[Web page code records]
**********

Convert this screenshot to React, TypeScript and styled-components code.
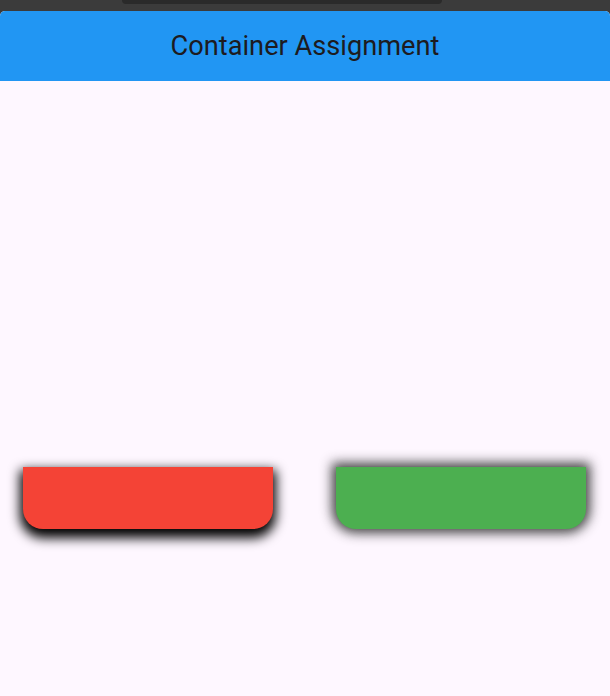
import styled, { createGlobalStyle } from 'styled-components';

const GlobalStyle = createGlobalStyle`
  html, body {
    margin: 0;
    padding: 0;
    background: #3b3b3b;
  }
  body {
    font-family: Roboto, "Noto Sans", sans-serif;
  }
`;

const Screen = styled.div`
  width: 610px;
  height: 696px;
  display: flex;
  flex-direction: column;
  background: #3b3b3b;
  overflow: hidden;
`;

const StatusBar = styled.div`
  height: 11px;
  flex-shrink: 0;
  padding-left: 122px;
`;

const Notch = styled.div`
  width: 320px;
  height: 4px;
  background: #2a2a2a;
  border-radius: 0 0 12px 12px;
`;

const Window = styled.div`
  flex: 1;
  display: flex;
  flex-direction: column;
  background: #fef7ff;
  border-radius: 5px 5px 0 0;
  overflow: hidden;
`;

const AppBar = styled.header`
  height: 70px;
  background: #2196f3;
  display: flex;
  align-items: center;
  justify-content: center;
`;

const Title = styled.h1`
  margin: 0;
  font-family: Roboto, sans-serif;
  font-size: 27.2px;
  font-weight: 400;
  color: #1d1b20;
  letter-spacing: 0;
`;

const Body = styled.main`
  flex: 1;
  display: flex;
  align-items: flex-start;
  padding: 386px 0 0 23px;
  gap: 63px;
`;

const Box = styled.div<{ $color: string; $shadow: string }>`
  width: 250px;
  height: 62px;
  background: ${(p) => p.$color};
  border-radius: 0 0 20px 20px;
  box-shadow: ${(p) => p.$shadow};
`;

export default function App() {
  return (
    <Screen>
      <GlobalStyle />
      <StatusBar>
        <Notch />
      </StatusBar>
      <Window>
        <AppBar>
          <Title>Container Assignment</Title>
        </AppBar>
        <Body>
          <Box $color="#f44336" $shadow="0 6px 12px 3px rgba(0, 0, 0, 1)" />
          <Box $color="#4caf50" $shadow="0 0 12px 4px rgba(45, 45, 45, 0.9)" />
        </Body>
      </Window>
    </Screen>
  );
}
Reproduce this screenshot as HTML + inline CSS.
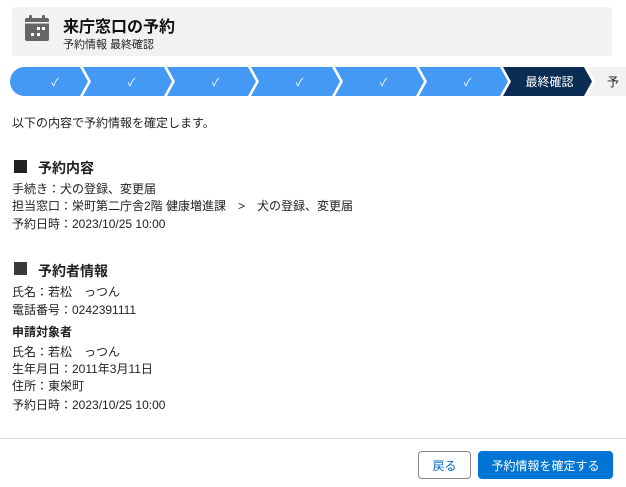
<!DOCTYPE html>
<html><head><meta charset="utf-8"><style>
*{margin:0;padding:0;box-sizing:border-box}
body{width:626px;height:487px;background:#fff;font-family:"Liberation Sans","Noto Sans CJK JP",sans-serif;color:#222;position:relative;overflow:hidden}
.a{position:absolute;white-space:nowrap}
.hdr{left:12px;top:7px;width:600px;height:49px;background:#f2f2f2;border-radius:4px}
.seg{position:absolute;top:67px;height:29px;background:#4499f5;color:#fff;font-size:11px;display:flex;align-items:center;justify-content:center;padding-left:8px}
.t{font-size:12px;line-height:18px}
.h{font-size:14px;font-weight:bold}
.sq{position:absolute;width:13px;height:13px;background:#222}
</style></head><body>
<div class="a hdr"></div>
<svg class="a" style="left:24px;top:14px" width="26" height="28" viewBox="0 0 26 28">
<rect x="5" y="1" width="3" height="5" rx="1" fill="#666"/><rect x="18" y="1" width="3" height="5" rx="1" fill="#666"/>
<rect x="1" y="4" width="24" height="23" rx="2" fill="#666"/>
<rect x="1" y="8" width="24" height="1.5" fill="#f2f2f2"/>
<rect x="13" y="13" width="3" height="3" fill="#fff"/><rect x="18" y="13" width="3" height="3" fill="#fff"/>
<rect x="7" y="19" width="3" height="3" fill="#fff"/><rect x="13" y="19" width="3" height="3" fill="#fff"/>
</svg>
<div class="a" style="left:63px;top:13px;font-size:16px;font-weight:bold;color:#111">来庁窓口の予約</div>
<div class="a" style="left:63px;top:36px;font-size:11px;color:#222">予約情報 最終確認</div>

<div class="seg" style="left:10px;width:78px;border-radius:15px 0 0 15px;clip-path:polygon(0 0,70px 0,78px 50%,70px 100%,0 100%);padding-left:12px">✓</div>
<div class="seg" style="left:83px;width:89px;clip-path:polygon(0 0,81px 0,89px 50%,81px 100%,0 100%,8px 50%)">✓</div>
<div class="seg" style="left:167px;width:89px;clip-path:polygon(0 0,81px 0,89px 50%,81px 100%,0 100%,8px 50%)">✓</div>
<div class="seg" style="left:251px;width:89px;clip-path:polygon(0 0,81px 0,89px 50%,81px 100%,0 100%,8px 50%)">✓</div>
<div class="seg" style="left:335px;width:89px;clip-path:polygon(0 0,81px 0,89px 50%,81px 100%,0 100%,8px 50%)">✓</div>
<div class="seg" style="left:419px;width:89px;clip-path:polygon(0 0,81px 0,89px 50%,81px 100%,0 100%,8px 50%)">✓</div>
<div class="seg" style="left:503px;width:89px;background:#0b2d55;font-size:12px;clip-path:polygon(0 0,81px 0,89px 50%,81px 100%,0 100%,8px 50%);padding-left:4px">最終確認</div>
<div class="seg" style="left:587px;width:60px;background:#f2f2f2;color:#222;font-size:12px;justify-content:flex-start;padding-left:20px;clip-path:polygon(0 0,60px 0,60px 100%,0 100%,8px 50%)">予</div>

<div class="a t" style="left:12px;top:114px">以下の内容で予約情報を確定します。</div>
<div class="sq" style="left:14px;top:160px"></div>
<div class="a h" style="left:38px;top:158px">予約内容</div>
<div class="a t" style="left:12px;top:180px">手続き：犬の登録、変更届</div>
<div class="a t" style="left:12px;top:197px">担当窓口：栄町第二庁舎2階 健康増進課　&gt;　犬の登録、変更届</div>
<div class="a t" style="left:12px;top:215px">予約日時：2023/10/25 10:00</div>

<div class="sq" style="left:14px;top:262px;background:#3a3a3a"></div>
<div class="a h" style="left:38px;top:261px">予約者情報</div>
<div class="a t" style="left:12px;top:283px">氏名：若松　っつん</div>
<div class="a t" style="left:12px;top:301px">電話番号：0242391111</div>
<div class="a t" style="left:12px;top:323px;font-weight:bold">申請対象者</div>
<div class="a t" style="left:12px;top:343px">氏名：若松　っつん</div>
<div class="a t" style="left:12px;top:360px">生年月日：2011年3月11日</div>
<div class="a t" style="left:12px;top:377px">住所：東栄町</div>
<div class="a t" style="left:12px;top:396px">予約日時：2023/10/25 10:00</div>

<div class="a" style="left:0;top:438px;width:626px;height:1px;background:#ddd"></div>
<div class="a" style="left:418px;top:451px;width:53px;height:28px;border:1px solid #888;border-radius:4px;font-size:12px;color:#0068c8;display:flex;align-items:center;justify-content:center">戻る</div>
<div class="a" style="left:478px;top:451px;width:135px;height:28px;background:#0074d4;border-radius:4px;font-size:12px;color:#fff;display:flex;align-items:center;justify-content:center">予約情報を確定する</div>
</body></html>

**********

**Short problem:**
Copy all of the entries verbatim, leaving out any pictures they contain.

**Task answer:**
Convert this screenshot to React, TypeScript and styled-components code.
import styled, { createGlobalStyle } from 'styled-components';

const GlobalStyle = createGlobalStyle`
  html, body {
    margin: 0;
    padding: 0;
    background: #3b3b3b;
  }
  body {
    font-family: Roboto, "Noto Sans", sans-serif;
  }
`;

const Screen = styled.div`
  width: 610px;
  height: 696px;
  display: flex;
  flex-direction: column;
  background: #3b3b3b;
  overflow: hidden;
`;

const StatusBar = styled.div`
  height: 11px;
  flex-shrink: 0;
  padding-left: 122px;
`;

const Notch = styled.div`
  width: 320px;
  height: 4px;
  background: #2a2a2a;
  border-radius: 0 0 12px 12px;
`;

const Window = styled.div`
  flex: 1;
  display: flex;
  flex-direction: column;
  background: #fef7ff;
  border-radius: 5px 5px 0 0;
  overflow: hidden;
`;

const AppBar = styled.header`
  height: 70px;
  background: #2196f3;
  display: flex;
  align-items: center;
  justify-content: center;
`;

const Title = styled.h1`
  margin: 0;
  font-family: Roboto, sans-serif;
  font-size: 27.2px;
  font-weight: 400;
  color: #1d1b20;
  letter-spacing: 0;
`;

const Body = styled.main`
  flex: 1;
  display: flex;
  align-items: flex-start;
  padding: 386px 0 0 23px;
  gap: 63px;
`;

const Box = styled.div<{ $color: string; $shadow: string }>`
  width: 250px;
  height: 62px;
  background: ${(p) => p.$color};
  border-radius: 0 0 20px 20px;
  box-shadow: ${(p) => p.$shadow};
`;

export default function App() {
  return (
    <Screen>
      <GlobalStyle />
      <StatusBar>
        <Notch />
      </StatusBar>
      <Window>
        <AppBar>
          <Title>Container Assignment</Title>
        </AppBar>
        <Body>
          <Box $color="#f44336" $shadow="0 6px 12px 3px rgba(0, 0, 0, 1)" />
          <Box $color="#4caf50" $shadow="0 0 12px 4px rgba(45, 45, 45, 0.9)" />
        </Body>
      </Window>
    </Screen>
  );
}
Reproduce this screenshot as HTML + inline CSS.
<!DOCTYPE html>
<html><head><meta charset="utf-8"><style>
*{margin:0;padding:0;box-sizing:border-box}
body{width:626px;height:487px;background:#fff;font-family:"Liberation Sans","Noto Sans CJK JP",sans-serif;color:#222;position:relative;overflow:hidden}
.a{position:absolute;white-space:nowrap}
.hdr{left:12px;top:7px;width:600px;height:49px;background:#f2f2f2;border-radius:4px}
.seg{position:absolute;top:67px;height:29px;background:#4499f5;color:#fff;font-size:11px;display:flex;align-items:center;justify-content:center;padding-left:8px}
.t{font-size:12px;line-height:18px}
.h{font-size:14px;font-weight:bold}
.sq{position:absolute;width:13px;height:13px;background:#222}
</style></head><body>
<div class="a hdr"></div>
<svg class="a" style="left:24px;top:14px" width="26" height="28" viewBox="0 0 26 28">
<rect x="5" y="1" width="3" height="5" rx="1" fill="#666"/><rect x="18" y="1" width="3" height="5" rx="1" fill="#666"/>
<rect x="1" y="4" width="24" height="23" rx="2" fill="#666"/>
<rect x="1" y="8" width="24" height="1.5" fill="#f2f2f2"/>
<rect x="13" y="13" width="3" height="3" fill="#fff"/><rect x="18" y="13" width="3" height="3" fill="#fff"/>
<rect x="7" y="19" width="3" height="3" fill="#fff"/><rect x="13" y="19" width="3" height="3" fill="#fff"/>
</svg>
<div class="a" style="left:63px;top:13px;font-size:16px;font-weight:bold;color:#111">来庁窓口の予約</div>
<div class="a" style="left:63px;top:36px;font-size:11px;color:#222">予約情報 最終確認</div>

<div class="seg" style="left:10px;width:78px;border-radius:15px 0 0 15px;clip-path:polygon(0 0,70px 0,78px 50%,70px 100%,0 100%);padding-left:12px">✓</div>
<div class="seg" style="left:83px;width:89px;clip-path:polygon(0 0,81px 0,89px 50%,81px 100%,0 100%,8px 50%)">✓</div>
<div class="seg" style="left:167px;width:89px;clip-path:polygon(0 0,81px 0,89px 50%,81px 100%,0 100%,8px 50%)">✓</div>
<div class="seg" style="left:251px;width:89px;clip-path:polygon(0 0,81px 0,89px 50%,81px 100%,0 100%,8px 50%)">✓</div>
<div class="seg" style="left:335px;width:89px;clip-path:polygon(0 0,81px 0,89px 50%,81px 100%,0 100%,8px 50%)">✓</div>
<div class="seg" style="left:419px;width:89px;clip-path:polygon(0 0,81px 0,89px 50%,81px 100%,0 100%,8px 50%)">✓</div>
<div class="seg" style="left:503px;width:89px;background:#0b2d55;font-size:12px;clip-path:polygon(0 0,81px 0,89px 50%,81px 100%,0 100%,8px 50%);padding-left:4px">最終確認</div>
<div class="seg" style="left:587px;width:60px;background:#f2f2f2;color:#222;font-size:12px;justify-content:flex-start;padding-left:20px;clip-path:polygon(0 0,60px 0,60px 100%,0 100%,8px 50%)">予</div>

<div class="a t" style="left:12px;top:114px">以下の内容で予約情報を確定します。</div>
<div class="sq" style="left:14px;top:160px"></div>
<div class="a h" style="left:38px;top:158px">予約内容</div>
<div class="a t" style="left:12px;top:180px">手続き：犬の登録、変更届</div>
<div class="a t" style="left:12px;top:197px">担当窓口：栄町第二庁舎2階 健康増進課　&gt;　犬の登録、変更届</div>
<div class="a t" style="left:12px;top:215px">予約日時：2023/10/25 10:00</div>

<div class="sq" style="left:14px;top:262px;background:#3a3a3a"></div>
<div class="a h" style="left:38px;top:261px">予約者情報</div>
<div class="a t" style="left:12px;top:283px">氏名：若松　っつん</div>
<div class="a t" style="left:12px;top:301px">電話番号：0242391111</div>
<div class="a t" style="left:12px;top:323px;font-weight:bold">申請対象者</div>
<div class="a t" style="left:12px;top:343px">氏名：若松　っつん</div>
<div class="a t" style="left:12px;top:360px">生年月日：2011年3月11日</div>
<div class="a t" style="left:12px;top:377px">住所：東栄町</div>
<div class="a t" style="left:12px;top:396px">予約日時：2023/10/25 10:00</div>

<div class="a" style="left:0;top:438px;width:626px;height:1px;background:#ddd"></div>
<div class="a" style="left:418px;top:451px;width:53px;height:28px;border:1px solid #888;border-radius:4px;font-size:12px;color:#0068c8;display:flex;align-items:center;justify-content:center">戻る</div>
<div class="a" style="left:478px;top:451px;width:135px;height:28px;background:#0074d4;border-radius:4px;font-size:12px;color:#fff;display:flex;align-items:center;justify-content:center">予約情報を確定する</div>
</body></html>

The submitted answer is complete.